To display the top Reddit post titles with the highest probability of containing a topic, we will run:

In [None]:
display_top_titles_per_topic(topic_number=# your code here, number_of_documents=15)

## Display Topic Words in Context of Original Text

To display the original Reddit post texts that rank highly for a given topic, with the relevant topic words **bolded** for emphasis, we are going to make the function `display_bolded_topic_words_in_context()`.

In the cell below, we're importing two special Jupyter notebook display modules, which will allow us to make the relevant topic words **bolded**, as well as the regular expressions library `re`, which will allow us to find and replace the correct words.

In [120]:
from IPython.display import Markdown, display
import re

def display_bolded_topic_words_in_context(topic_number=3, number_of_documents=3, custom_words=None):

    for probability, document in little_mallet_wrapper.get_top_docs(training_data, topic_distributions, topic_number, n=number_of_documents):
        
        print(f"✨Topic {topic_number}✨\n\n{topics[topic_number]}\n")
        
        probability = f"✨✨✨\n\n**{probability}**"
        reddit_title = f"**{training_data_reddit_titles[document]}**"
        original_text = training_data_original_text[document]
        topic_words = topics[topic_number]
        topic_words = custom_words if custom_words != None else topic_words

        for word in topic_words:
            if word in original_text:
                original_text = re.sub(f"\\b{word}\\b", f"**{word}**", original_text)

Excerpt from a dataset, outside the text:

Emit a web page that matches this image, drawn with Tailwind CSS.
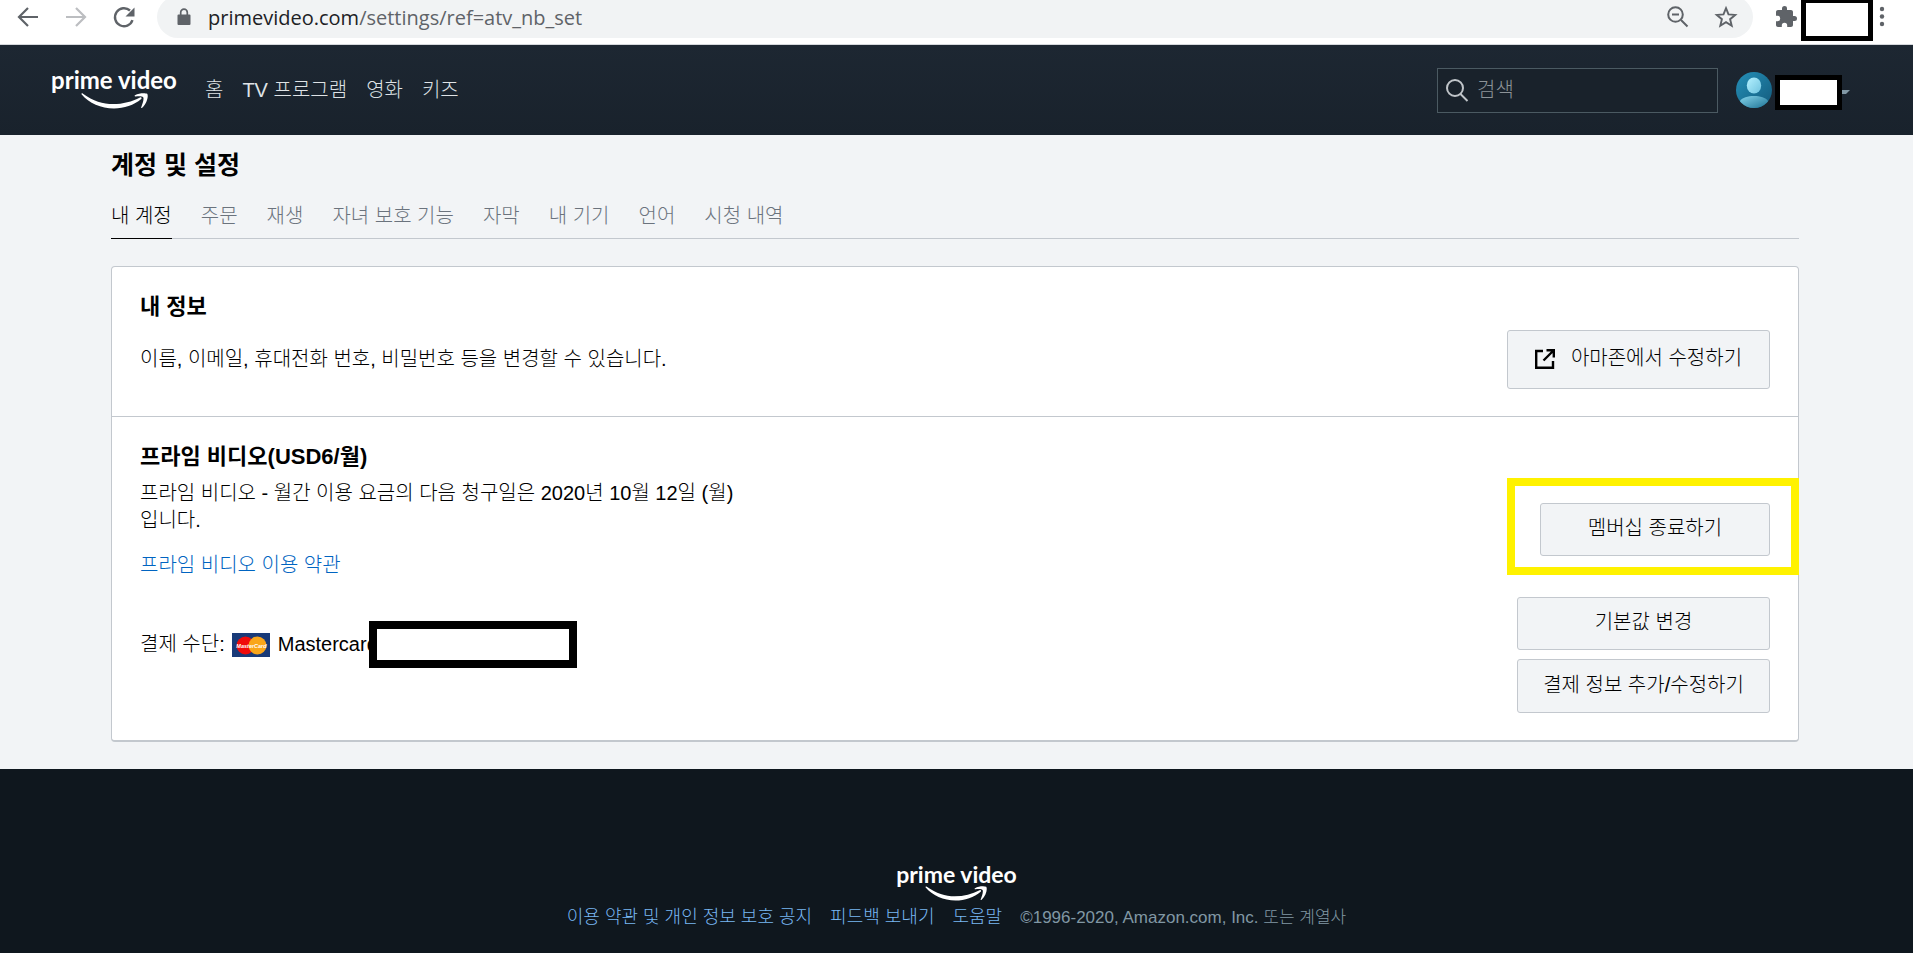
<!DOCTYPE html>
<html lang="ko">
<head>
  <meta charset="UTF-8" />
  <meta name="viewport" content="width=device-width, initial-scale=1.0" />
  <title>Prime Video: 계정 및 설정</title>
  <script src="https://cdn.jsdelivr.net/npm/@tailwindcss/browser@4"></script>
</head>
<body class="bg-[#f2f4f6] text-black text-[20px] leading-[27px] font-light font-['Liberation_Sans','Noto_Sans_CJK_KR',sans-serif] min-h-screen flex flex-col">

  <!-- Browser toolbar -->
  <div class="h-[45px] bg-white border-b border-[#d5d8dc] flex items-start overflow-hidden text-[#5f6368]">
    <div class="flex w-[157px] h-[34px] items-center pl-4 gap-6 shrink-0">
      <button type="button" aria-label="뒤로" class="w-6 h-6"><svg viewBox="0 0 24 24" class="w-6 h-6" fill="none" stroke="currentColor" stroke-width="2.2"><path d="M22 12H3.5M12 3l-9 9 9 9" /></svg></button>
      <button type="button" aria-label="앞으로" class="w-6 h-6 text-[#bcbec1]"><svg viewBox="0 0 24 24" class="w-6 h-6" fill="none" stroke="currentColor" stroke-width="2.2"><path d="M2 12h18.500M12 3l9 9-9 9" /></svg></button>
      <button type="button" aria-label="새로고침" class="w-6 h-6"><svg viewBox="0 0 24 24" class="w-6 h-6"><path d="M20.500 15.200A9 9 0 1 1 18 5.500" fill="none" stroke="currentColor" stroke-width="2.4" /><path d="M22.500 2.500v9h-9z" fill="currentColor" /></svg></button>
    </div>
    <div class="flex-1 h-[42px] -mt-1 rounded-full bg-[#f1f3f4] flex items-center pl-5 pr-[15px]">
      <svg viewBox="0 0 14 18" class="w-3.5 h-[18px] mr-[17px] shrink-0"><path d="M1.500 6.500h11a1 1 0 0 1 1 1v8.500a1 1 0 0 1-1 1h-11a1 1 0 0 1-1-1v-8.500a1 1 0 0 1 1-1z" fill="currentColor" /><path d="M3.700 7V4.500a3.300 3.300 0 0 1 6.600 0V7" fill="none" stroke="currentColor" stroke-width="1.700" /></svg>
      <p class="flex-1 font-normal font-['Open_Sans',sans-serif] text-[20px] whitespace-nowrap"><span class="text-[#202124]">primevideo.com</span>/settings/ref=atv_nb_set</p>
      <button type="button" aria-label="축소" class="w-6 h-6 mr-6"><svg viewBox="0 0 24 24" class="w-6 h-6" fill="none" stroke="currentColor" stroke-width="2"><circle cx="9.500" cy="9.500" r="7.300" /><path d="M15 15l6.500 6.500M6 9.500h7" /></svg></button>
      <button type="button" aria-label="북마크" class="w-6 h-6"><svg viewBox="0 0 24 24" class="w-6 h-6"><path d="M12 3.200l2.500 6.200 6.700.5-5.100 4.300 1.600 6.500-5.700-3.500-5.700 3.500 1.600-6.500-5.100-4.300 6.700-.5z" fill="none" stroke="currentColor" stroke-width="1.900" /></svg></button>
    </div>
    <div class="w-[160px] h-[34px] shrink-0 flex items-center pl-[21px]">
      <button type="button" aria-label="확장 프로그램" class="w-6 h-6"><svg viewBox="0 0 24 24" class="w-6 h-6" fill="currentColor"><path d="M20.500 11H19V7c0-1.100-.9-2-2-2h-4V3.500a2.500 2.500 0 0 0-5 0V5H4c-1.100 0-2 .9-2 2v3.800h1.500a2.700 2.700 0 0 1 0 5.400H2V20c0 1.100.9 2 2 2h3.800v-1.500a2.700 2.700 0 0 1 5.400 0V22H17c1.100 0 2-.9 2-2v-4h1.500a2.500 2.500 0 0 0 0-5z" /></svg></button>
      <span class="self-start w-[72px] h-[41px] ml-[3px] shrink-0 border-[5px] border-t-[3px] border-black bg-white"></span>
      <button type="button" aria-label="메뉴" class="w-2 h-6 ml-[5px] shrink-0"><svg viewBox="0 0 8 24" class="w-2 h-6" fill="currentColor"><circle cx="4" cy="4" r="2.200" /><circle cx="4" cy="11.500" r="2.200" /><circle cx="4" cy="19" r="2.200" /></svg></button>
    </div>
  </div>

  <!-- Site header -->
  <header class="h-[90px] bg-linear-to-b from-[#1d2732] to-[#19222c] flex items-center pl-[50px] pr-[63px] text-[#dfe3e6]">
    <a href="#" class="w-[128px] pb-1 flex flex-col items-center text-white font-['Lato',sans-serif] font-bold text-[24px] leading-[26px] whitespace-nowrap">
      prime video
      <svg viewBox="0 0 67 16" class="w-[67px] h-4" fill="currentColor"><path d="M.5 1.200C.3.400 1.200 0 2 .7 12 8 22 11 32 11c10 0 19-2.500 27-6.600 1.200-.6 2.200.6 1.200 1.600C53 12 43 15.500 33 15.500 20 15.500 8 10 .5 1.200z" /><path d="M54 2.200C58 0 64-.3 66.200.8c1.600 2.200-.4 10-5 14-.7.500-1.300.2-1-.5 1.400-3.500 3-8.300 2-10-1.200-1.500-5.200-1-7.700-.9-1 0-1.200-.8-.5-1.200z" /></svg>
    </a>
    <nav class="flex gap-[19px] ml-[27px]">
      <a href="#">홈</a>
      <a href="#">TV 프로그램</a>
      <a href="#">영화</a>
      <a href="#">키즈</a>
    </nav>
    <label class="ml-auto w-[281px] h-[45px] border border-[#4b5a62] bg-[#19222b] flex items-center pl-[7px]">
      <svg viewBox="0 0 24 24" class="w-6 h-6 shrink-0" fill="none" stroke="#c0c5c9" stroke-width="2"><circle cx="10" cy="10" r="8" /><path d="M15.500 16l7 7" /></svg>
      <input type="search" aria-label="검색" placeholder="검색" class="w-full bg-transparent pl-2 outline-none placeholder:text-[#8c9398]" />
    </label>
    <button type="button" aria-label="프로필" class="ml-[18px] flex items-center">
      <svg viewBox="0 0 36 36" class="w-9 h-9">
        <defs>
          <linearGradient id="disc" x1="0" y1="0" x2="1" y2="1"><stop offset="0" stop-color="#2590b8" /><stop offset="1" stop-color="#135a7c" /></linearGradient>
          <linearGradient id="head" x1="0" y1="0" x2="1" y2="1"><stop offset="0" stop-color="#b5f1ff" /><stop offset="1" stop-color="#6fc3df" /></linearGradient>
          <linearGradient id="torso" x1="0" y1="0" x2="1" y2="1"><stop offset="0" stop-color="#85d3ea" /><stop offset="1" stop-color="#1f7496" /></linearGradient>
          <clipPath id="round"><circle cx="18" cy="18" r="18" /></clipPath>
        </defs>
        <circle cx="18" cy="18" r="18" fill="url(#disc)" />
        <ellipse cx="18" cy="13.500" rx="7.200" ry="8" fill="url(#head)" />
        <path d="M4 29c2-3.500 8-5 14-5s12 1.500 14 5v7H4z" fill="url(#torso)" clip-path="url(#round)" />
      </svg>
      <span class="ml-[3px] w-[67px] h-[35px] mt-1 border-[5px] border-black bg-white"></span>
      <svg viewBox="0 0 8 4" class="w-2 h-1 mt-1" fill="#8197a4"><path d="M0 0h8L4 4H0z" /></svg>
    </button>
  </header>

  <main class="pl-[111px] pr-[114px] pb-[27px]">
    <h1 class="pt-[14px] text-[25px] leading-8 font-bold">계정 및 설정</h1>
    <nav class="mt-[22px] flex gap-[29px] border-b border-[#c3c8ce] text-[#6b737d]">
      <a href="#" class="h-9 -mb-px border-b border-black text-black">내 계정</a>
      <a href="#">주문</a>
      <a href="#">재생</a>
      <a href="#">자녀 보호 기능</a>
      <a href="#">자막</a>
      <a href="#">내 기기</a>
      <a href="#">언어</a>
      <a href="#">시청 내역</a>
    </nav>

    <div class="mt-[27px] bg-white border border-b-2 border-[#c3c8ce] rounded">
      <section class="h-[150px] px-7 flex justify-between border-b border-[#c3c8ce]">
        <div class="pt-[26px]">
          <h2 class="text-[22px] font-bold">내 정보</h2>
          <p class="mt-[26px]">이름, 이메일, 휴대전화 번호, 비밀번호 등을 변경할 수 있습니다.</p>
        </div>
        <button type="button" class="mt-[63px] h-[59px] w-[263px] pb-0.5 bg-[#f2f4f6] border border-[#c3c8ce] rounded-[3px] flex items-center justify-center gap-4">
          <svg viewBox="0 0 20 20" class="w-5 h-5" fill="none" stroke="#000" stroke-width="2.400"><path d="M8 2H1.200v16.800H18V12" /><path d="M11.500 1.200h7.300v7.300M18.500 1.500L8.500 11.500" /></svg>
          아마존에서 수정하기
        </button>
      </section>

      <section class="px-7 pb-[27px] flex justify-between">
        <div class="pt-[26px]">
          <h2 class="text-[22px] font-bold">프라임 비디오(USD6/월)</h2>
          <p class="mt-2.5">프라임 비디오 - 월간 이용 요금의 다음 청구일은 2020년 10월 12일 (월)<br />입니다.</p>
          <a href="#" class="mt-[18px] block text-[#0064c1]">프라임 비디오 이용 약관</a>
          <div class="relative mt-[52px] w-[437px] flex items-center">
            결제 수단:
            <svg viewBox="0 0 38 24" class="w-[38px] h-6 ml-[7px] mr-2">
              <rect width="38" height="24" fill="#193a78" />
              <circle cx="13.500" cy="12.500" r="9" fill="#f00a0a" />
              <circle cx="25.500" cy="12.500" r="9" fill="#f9a61a" />
              <text x="19.500" y="14.500" text-anchor="middle" font-size="5.500" font-weight="700" font-style="italic" fill="#fff">MasterCard</text>
            </svg>
            Mastercard
            <span class="absolute right-0 -top-2.5 w-[208px] h-[47px] border-8 border-black bg-white"></span>
          </div>
        </div>
        <div class="pt-[61px] flex flex-col items-end">
          <div class="-mr-[29px] w-[292px] h-[97px] border-8 border-[#fff200] flex items-center justify-end pr-[21px]">
            <button type="button" class="mt-[5px] w-[230px] h-[53px] pb-0.5 bg-[#f2f4f6] border border-[#c3c8ce] rounded-[3px]">멤버십 종료하기</button>
          </div>
          <button type="button" class="mt-[22px] w-[253px] h-[53px] pb-0.5 bg-[#f2f4f6] border border-[#c3c8ce] rounded-[3px]">기본값 변경</button>
          <button type="button" class="mt-[9px] w-[253px] h-[54px] pb-0.5 bg-[#f2f4f6] border border-[#c3c8ce] rounded-[3px]">결제 정보 추가/수정하기</button>
        </div>
      </section>
    </div>
  </main>

  <footer class="grow bg-[#0f171e] pt-[93px] flex flex-col items-center">
    <a href="#" class="flex flex-col items-center text-white font-['Lato',sans-serif] font-bold text-[23px] leading-6 whitespace-nowrap">
      prime video
      <svg viewBox="0 0 67 16" class="w-[62px] h-[15px]" fill="currentColor"><path d="M.5 1.200C.3.400 1.200 0 2 .7 12 8 22 11 32 11c10 0 19-2.500 27-6.600 1.200-.6 2.200.6 1.200 1.600C53 12 43 15.500 33 15.500 20 15.500 8 10 .5 1.200z" /><path d="M54 2.200C58 0 64-.3 66.200.8c1.600 2.200-.4 10-5 14-.7.500-1.300.2-1-.5 1.400-3.500 3-8.300 2-10-1.200-1.500-5.200-1-7.700-.9-1 0-1.200-.8-.5-1.200z" /></svg>
    </a>
    <div class="mt-1 flex items-baseline gap-[18px] text-[18px] leading-6 text-[#79b8f3]">
      <a href="#">이용 약관 및 개인 정보 보호 공지</a>
      <a href="#">피드백 보내기</a>
      <a href="#">도움말</a>
      <span class="text-[17px] text-[#8197a4]">©1996-2020, Amazon.com, Inc. 또는 계열사</span>
    </div>
  </footer>
</body>
</html>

        display(Markdown(probability)), display(Markdown(reddit_title)), display(Markdown(original_text))
    return

To display the top original Reddit posts with the highest probability of containing a topic and with relevant topic words bolded, we will run:

In [None]:
display_bolded_topic_words_in_context(topic_number= # your code here, number_of_documents=10)

## Your turn! 👩‍💻
Come up with a topic label for 2 topics by inspecting the top titles and posts for that topic. Why did you choose these topic labels? What, if anything, was hard about this process? Answer in at least 2-3 sentences on Canvas for today's lecture participation.